The significance of Deep Space 1 derives not from its monumental dimensions or vast cost, but, instead, from its modest size, innovative design and rapid development. It represents the new face of Nasa, an example of the reinvention of an ageing organisation that has just passed its 40th birthday.

The new source of inspiration is the agency's director, Dan Goldin. When he arrived in 1992, Dr Goldin inherited an agency that spent more than 50 per cent of its budget on sending shuttles soaring into orbit instead of investing in the cutting-edge research which the nation and space programme required. Critics began to label Nasa as a bureaucratic dinosaur, unable or unwilling to adapt to the needs and aspirations of 21st-century science and technology. It was a far cry from Nasa's heyday 30 years ago, when its Apollo missions put men on the Moon.

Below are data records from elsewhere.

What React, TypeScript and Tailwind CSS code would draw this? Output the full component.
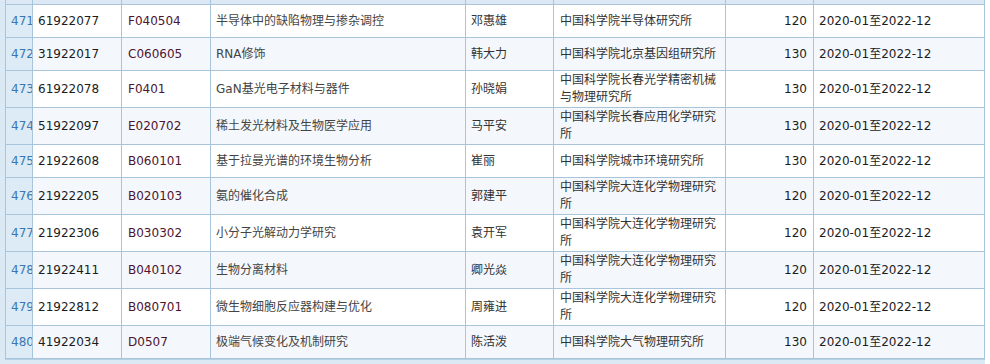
import React from 'react';

type Row = {
  no: number;
  id: string;
  code: string;
  title: string;
  person: string;
  org: string;
  amount: number;
};

const rows: Row[] = [
  { no: 471, id: '61922077', code: 'F040504', title: '半导体中的缺陷物理与掺杂调控', person: '邓惠雄', org: '中国科学院半导体研究所', amount: 120 },
  { no: 472, id: '31922017', code: 'C060605', title: 'RNA修饰', person: '韩大力', org: '中国科学院北京基因组研究所', amount: 130 },
  { no: 473, id: '61922078', code: 'F0401', title: 'GaN基光电子材料与器件', person: '孙晓娟', org: '中国科学院长春光学精密机械与物理研究所', amount: 130 },
  { no: 474, id: '51922097', code: 'E020702', title: '稀土发光材料及生物医学应用', person: '马平安', org: '中国科学院长春应用化学研究所', amount: 130 },
  { no: 475, id: '21922608', code: 'B060101', title: '基于拉曼光谱的环境生物分析', person: '崔丽', org: '中国科学院城市环境研究所', amount: 130 },
  { no: 476, id: '21922205', code: 'B020103', title: '氨的催化合成', person: '郭建平', org: '中国科学院大连化学物理研究所', amount: 120 },
  { no: 477, id: '21922306', code: 'B030302', title: '小分子光解动力学研究', person: '袁开军', org: '中国科学院大连化学物理研究所', amount: 120 },
  { no: 478, id: '21922411', code: 'B040102', title: '生物分离材料', person: '卿光焱', org: '中国科学院大连化学物理研究所', amount: 120 },
  { no: 479, id: '21922812', code: 'B080701', title: '微生物细胞反应器构建与优化', person: '周雍进', org: '中国科学院大连化学物理研究所', amount: 120 },
  { no: 480, id: '41922034', code: 'D0507', title: '极端气候变化及机制研究', person: '陈活泼', org: '中国科学院大气物理研究所', amount: 130 },
];

const cell = 'flex items-center min-h-[32px] py-px px-[6px] leading-[17px]';

const App: React.FC = () => {
  return (
    <div className="w-[990px] h-[364px] overflow-hidden bg-white text-[12px] font-['DejaVu_Sans','Noto_Sans_CJK_SC',sans-serif] text-[#333]">
      <div className="w-[985px] h-full bg-[#dae9f4] pl-[5px] flex flex-col">
        <div className="grid grid-cols-[26px_88px_88px_254px_87px_171px_87px_170px] gap-px bg-[#a9c5db] px-px pb-px">
          {Array.from({ length: 8 }).map((_, i) => (
            <div key={`top-${i}`} className="h-[4px] bg-[#dce9f4]" />
          ))}
          {rows.map((r, idx) => {
            const bg = idx % 2 === 0 ? 'bg-white' : 'bg-[#f4f8fd]';
            return (
              <React.Fragment key={r.no}>
                <div className="flex items-center min-h-[32px] pl-[5px] overflow-hidden whitespace-nowrap bg-[#dcebf5] text-[#3b77b2]">
                  {r.no}
                </div>
                <div className={`${cell} ${bg} pl-[5px] text-[#1c1c1c]`}>{r.id}</div>
                <div className={`${cell} ${bg} text-[#4e1430]`}>{r.code}</div>
                <div className={`${cell} ${bg} pl-[5px] text-[#444]`}>{r.title}</div>
                <div className={`${cell} ${bg} pl-[5px]`}>{r.person}</div>
                <div className={`${cell} ${bg}`}>{r.org}</div>
                <div className={`${cell} ${bg} justify-end text-[#1c1c1c]`}>{r.amount}</div>
                <div className={`${cell} ${bg} pl-[5px] text-[#1c1c1c]`}>2020-01至2022-12</div>
              </React.Fragment>
            );
          })}
        </div>
        <div className="flex-1 border-t border-[#b6d0e4]" />
      </div>
    </div>
  );
};

export default App;
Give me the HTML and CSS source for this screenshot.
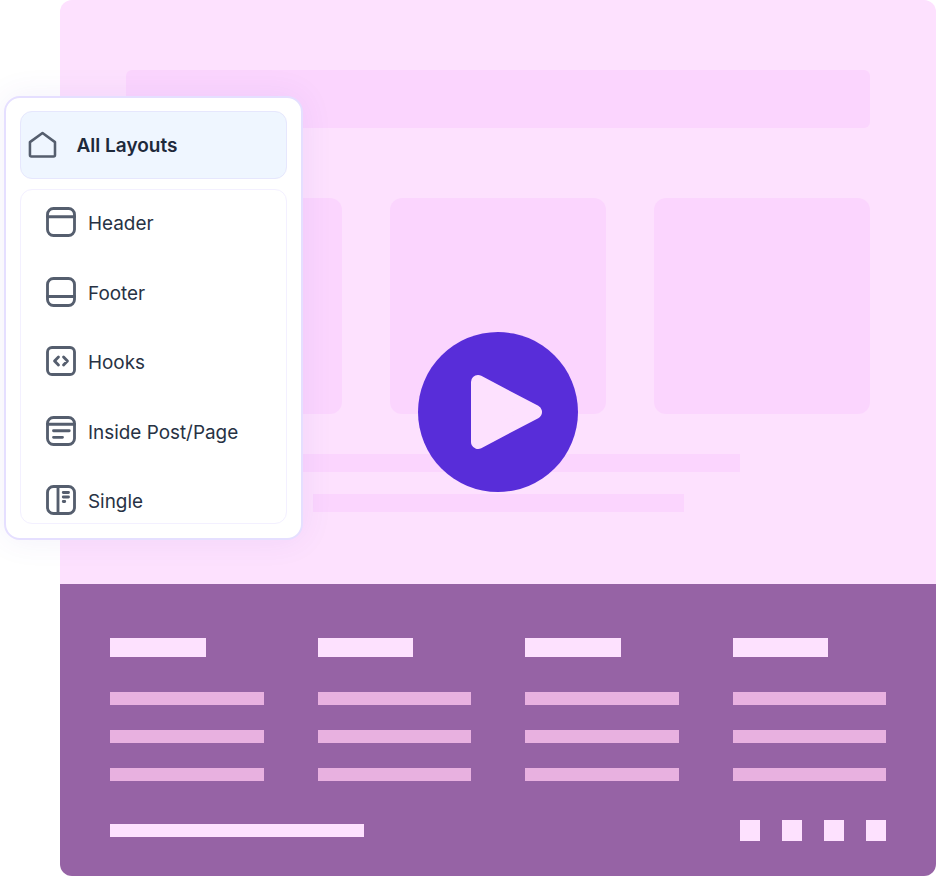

Faced with a declining budget and organisational inertia, Dr Goldin realised that, as it reached middle age, Nasa required a radical new philosophy if it was to survive and prosper in the next century. Determined to change the agency's direction by switching from operations to research and innovation, he called for a "smaller, faster, cheaper" approach to the design and development of future spacecraft.

The first fruits of this call to arms were the Discovery missions, relatively small-scale scientific craft whose launch and development budget was capped at $150m (pounds 94m) - peanuts, in the space business. Despite some problems, this programme has already borne fruit with the notable successes of the Mars Pathfinder, with its small automated rover, and the Lunar Prospector, which confirmed the existence of water and ice around the lunar poles.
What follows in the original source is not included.